‘Trash mounds’ of 1,300-year-old fabrics — still vividly colored — unearthed in Israel

Filled with food waste, junk mail and wrappers, our trash speaks volumes about how we live day-to-day. While the items people discard have changed over the centuries, the revealing nature of human trash has not.

That’s why a team of archaeologists hoping to understand the lives of ancient traders decided to find, excavate and analyze trash deposits along Silk Road routes in Israel. Digging into the desert ground at Aravah, the researchers uncovered a “treasure trove” of trash, according to a Jan. 17 news release from the Israel Antiquities Authority.

The “trash mounds” contained cotton and silk fabrics likely imported from China and India about 1,300 years ago, researchers said. Based on the location, features and age of the fabrics, archaeologists concluded the Aravah site was along a branch of the Silk Road’s network of trade routes.

The Silk Road refers to a network of trade routes stretching from China across the Middle East and into North Africa and Europe, according to National Geographic. Goods, such as silk, spices, tea and porcelain, were traded along the network from around 130 B.C. until 1453 A.D. The trade network also facilitated the spread of ideas, cultures and religions.

The “garbage” in Aravah included silks from China, decorated fabrics from India and cotton textiles from India and Nubia, a region in Sudan, the release said. These fabrics are still vividly colored, photos show.

One fabric fragment had a section of red, blue and gold stripes running through the center. Archaeologists attributed some of the weaving techniques to Iran and some of the designs to central India.

A red, blue and gold striped fabric found at Aravah.
A red, blue and gold striped fabric found at Aravah.

Another faded blue fabric boasted a gold design with checkerboard stripes and spheres. The “variety and richness” of the fabrics indicated a high demand for imported luxury goods in the region, researchers noted.

A blue fabric with a gold pattern found at Aravah.
A blue fabric with a gold pattern found at Aravah.

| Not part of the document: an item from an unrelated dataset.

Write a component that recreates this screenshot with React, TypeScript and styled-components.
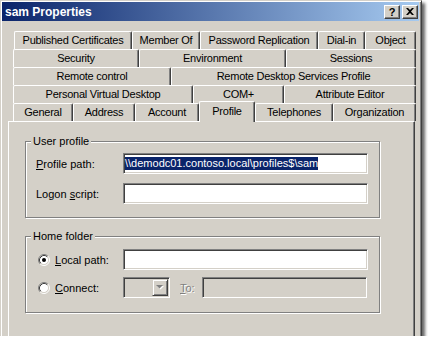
import React from "react";
import styled, {createGlobalStyle} from "styled-components";

const GlobalStyle = createGlobalStyle`
  html, body {
    margin: 0;
    padding: 0;
    background: #ffffff;
  }
  body {
    font-family: "Liberation Sans", Arial, sans-serif;
    font-size: 11px;
    color: #000;
  }
`;

const Window = styled.div`
  width: 422px;
  height: 336px;
  box-sizing: border-box;
  background: #d4d0c8;
  border: 1px solid;
  border-color: #d4d0c8 #404040 #404040 #d4d0c8;
  border-bottom: none;
  padding: 1px 2px 0 1px;
  box-shadow: inset 1px 1px 0 #fff, inset -1px 0 0 #808080, 3px 3px 3px rgba(0, 0, 0, 0.6);
  overflow: hidden;
  display: flex;
  flex-direction: column;
`;

const TitleBar = styled.div`
  height: 19px;
  flex-shrink: 0;
  display: flex;
  align-items: center;
  padding: 0 1px 0 3px;
  background: linear-gradient(to right, #0a246a, #a6caf0);
`;

const Title = styled.span`
  flex: 1;
  color: #fff;
  font-weight: bold;
  font-size: 12px;
`;

const CaptionButton = styled.div`
  width: 16px;
  height: 14px;
  margin-left: 2px;
  box-sizing: border-box;
  background: #d4d0c8;
  border: 1px solid;
  border-color: #fff #404040 #404040 #fff;
  box-shadow: inset -1px -1px 0 #808080;
  display: flex;
  align-items: center;
  justify-content: center;
  font-weight: bold;
  font-size: 11px;
  line-height: 12px;
`;

const TabControl = styled.div`
  margin: 10px 0 0 6px;
  display: flex;
  flex-direction: column;
`;

const TabRow = styled.div<{ $indent: number }>`
  display: flex;
  align-items: flex-end;
  height: 18px;
  padding-left: ${p => p.$indent}px;
`;

const Tab = styled.div<{ $w: number; $selected?: boolean }>`
  width: ${p => p.$w}px;
  height: ${p => (p.$selected ? 21 : 18)}px;
  margin-top: ${p => (p.$selected ? -2 : 0)}px;
  margin-bottom: ${p => (p.$selected ? -1 : 0)}px;
  position: ${p => (p.$selected ? "relative" : "static")};
  z-index: ${p => (p.$selected ? 1 : "auto")};
  box-sizing: border-box;
  flex-shrink: 0;
  background: #d4d0c8;
  border-top: 1px solid #fff;
  border-left: 1px solid #fff;
  border-right: 1px solid #404040;
  border-radius: 2px 2px 0 0;
  box-shadow: inset -1px 0 0 #808080;
  text-align: center;
  line-height: ${p => (p.$selected ? 18 : 16)}px;
  letter-spacing: -0.25px;
  white-space: nowrap;
`;

const Panel = styled.div`
  width: 407px;
  height: 240px;
  box-sizing: border-box;
  border-top: 1px solid #fff;
  border-left: 1px solid #fff;
  border-right: 1px solid #404040;
  box-shadow: inset -1px 0 0 #808080;
  display: flex;
  flex-direction: column;
  padding: 19px 0 0 16px;
  gap: 18px;
`;

const GroupBox = styled.div<{ $pad: string; $gap: number }>`
  position: relative;
  width: 355px;
  height: 77px;
  box-sizing: border-box;
  border: 1px solid #808080;
  box-shadow: inset 1px 1px 0 #fff, 1px 1px 0 #fff;
  padding: ${p => p.$pad};
  display: flex;
  flex-direction: column;
  gap: ${p => p.$gap}px;
`;

const Legend = styled.span`
  position: absolute;
  top: -8px;
  left: 5px;
  padding: 0 2px;
  background: #d4d0c8;
  line-height: 14px;
`;

const FieldRow = styled.div`
  display: flex;
  align-items: center;
  height: 21px;
`;

const Label = styled.span<{ $w: number; $ml?: number; $disabled?: boolean }>`
  width: ${p => p.$w}px;
  margin-left: ${p => p.$ml ?? 0}px;
  flex-shrink: 0;
  white-space: nowrap;
  color: ${p => (p.$disabled ? "#808080" : "#000")};
  text-shadow: ${p => (p.$disabled ? "1px 1px 0 #fff" : "none")};
`;

const RadioLabel = styled.span`
  width: 85px;
  display: flex;
  align-items: center;
  gap: 5px;
  flex-shrink: 0;
  white-space: nowrap;
`;

const TextBox = styled.div<{ $w: number; $disabled?: boolean }>`
  width: ${p => p.$w}px;
  height: 21px;
  box-sizing: border-box;
  flex-shrink: 0;
  border: 1px solid;
  border-color: #808080 #fff #fff #808080;
  box-shadow: inset 1px 1px 0 #404040, inset -1px -1px 0 #d4d0c8;
  background: ${p => (p.$disabled ? "#d4d0c8" : "#fff")};
  padding: 1px;
  display: flex;
  align-items: center;
  justify-content: ${p => (p.$disabled ? "flex-end" : "flex-start")};
  white-space: nowrap;
  overflow: hidden;
`;

const Selection = styled.span`
  background: #0a246a;
  color: #fff;
  line-height: 13px;
`;

const DropButton = styled.div`
  width: 16px;
  height: 17px;
  box-sizing: border-box;
  border: 1px solid;
  border-color: #d4d0c8 #404040 #404040 #d4d0c8;
  box-shadow: inset 1px 1px 0 #fff, inset -1px -1px 0 #808080;
  display: flex;
  align-items: center;
  justify-content: center;
`;

type TabDef = { label: string; w: number; selected?: boolean };

const tabRows: { indent: number; tabs: TabDef[] }[] = [
  {
    indent: 6, tabs: [
      {label: "Published Certificates", w: 118},
      {label: "Member Of", w: 68},
      {label: "Password Replication", w: 118},
      {label: "Dial-in", w: 47},
      {label: "Object", w: 51},
    ]
  },
  {
    indent: 5, tabs: [
      {label: "Security", w: 126},
      {label: "Environment", w: 147},
      {label: "Sessions", w: 130},
    ]
  },
  {
    indent: 5, tabs: [
      {label: "Remote control", w: 158},
      {label: "Remote Desktop Services Profile", w: 245},
    ]
  },
  {
    indent: 5, tabs: [
      {label: "Personal Virtual Desktop", w: 180},
      {label: "COM+", w: 91},
      {label: "Attribute Editor", w: 132},
    ]
  },
  {
    indent: 5, tabs: [
      {label: "General", w: 60},
      {label: "Address", w: 62},
      {label: "Account", w: 64},
      {label: "Profile", w: 56, selected: true},
      {label: "Telephones", w: 78},
      {label: "Organization", w: 83},
    ]
  },
];

const Radio = ({checked}: { checked?: boolean }) => (
  <svg width="12" height="12" viewBox="0 0 12 12">
    <circle cx="6" cy="6" r="4.5" fill="#fff"/>
    <path d="M2.11 9.89 A5.5 5.5 0 0 1 9.89 2.11" stroke="#808080" fill="none"/>
    <path d="M9.89 2.11 A5.5 5.5 0 0 1 2.11 9.89" stroke="#fff" fill="none"/>
    <path d="M2.82 9.18 A4.5 4.5 0 0 1 9.18 2.82" stroke="#404040" fill="none"/>
    <path d="M9.18 2.82 A4.5 4.5 0 0 1 2.82 9.18" stroke="#d4d0c8" fill="none"/>
    {checked && <circle cx="6" cy="6" r="2" fill="#000"/>}
  </svg>
);

const CloseGlyph = () => (
  <svg width="8" height="7" viewBox="0 0 8 7">
    <path d="M0 0 H2 L4 2 L6 0 H8 L5 3.5 L8 7 H6 L4 5 L2 7 H0 L3 3.5 Z" fill="#000"/>
  </svg>
);

const DisabledArrow = () => (
  <svg width="8" height="5" viewBox="0 0 8 5">
    <path d="M1 1 H8 L4.5 4.5 Z" fill="#fff"/>
    <path d="M0 0 H7 L3.5 3.5 Z" fill="#808080"/>
  </svg>
);

const App = () => {
  return (
    <>
      <GlobalStyle/>
      <Window>
        <TitleBar>
          <Title>sam Properties</Title>
          <CaptionButton>?</CaptionButton>
          <CaptionButton><CloseGlyph/></CaptionButton>
        </TitleBar>
        <TabControl>
          {tabRows.map((row, i) => (
            <TabRow key={i} $indent={row.indent}>
              {row.tabs.map(tab => (
                <Tab key={tab.label} $w={tab.w} $selected={tab.selected}>{tab.label}</Tab>
              ))}
            </TabRow>
          ))}
          <Panel>
            <GroupBox $pad="11px 0 0 10px" $gap={9}>
              <Legend>User profile</Legend>
              <FieldRow>
                <Label $w={87}><u>P</u>rofile path:</Label>
                <TextBox $w={245}>
                  <Selection>\\demodc01.contoso.local\profiles$\sam</Selection>
                </TextBox>
              </FieldRow>
              <FieldRow>
                <Label $w={87}>Logon <u>s</u>cript:</Label>
                <TextBox $w={245}/>
              </FieldRow>
            </GroupBox>
            <GroupBox $pad="12px 0 0 12px" $gap={7}>
              <Legend>Home folder</Legend>
              <FieldRow>
                <RadioLabel><Radio checked/><span><u>L</u>ocal path:</span></RadioLabel>
                <TextBox $w={245}/>
              </FieldRow>
              <FieldRow>
                <RadioLabel><Radio/><span><u>C</u>onnect:</span></RadioLabel>
                <TextBox $w={47} $disabled>
                  <DropButton><DisabledArrow/></DropButton>
                </TextBox>
                <Label $w={22} $ml={10} $disabled><u>T</u>o:</Label>
                <TextBox $w={165} $disabled/>
              </FieldRow>
            </GroupBox>
          </Panel>
        </TabControl>
      </Window>
    </>
  );
};

export default App;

Archaeologists also found leather, clothing and hygienic items buried in the trash heap. Photos show one fabric piece with thick red and blue stripes. The finds illuminated the material culture and day-to-day lives of the region’s ancient residents and traders.

A red and blue striped fabric found in Aravah.
A red and blue striped fabric found in Aravah.

Exploring the Israeli Silk Road is an ongoing project for Guy Bar-Oz, Roi Galili, Orit Shamir, Berit Hildebrandt and Nofar Shamir, according to the team’s project website. Their research aims to “better understand the movements of textile goods, traders, and consumers” by focusing on “often-neglected smaller settlements.”

Aravah, also known as Arabah or Araba, is a region about 145 miles southeast of Jerusalem and along the Israel-Jordan border.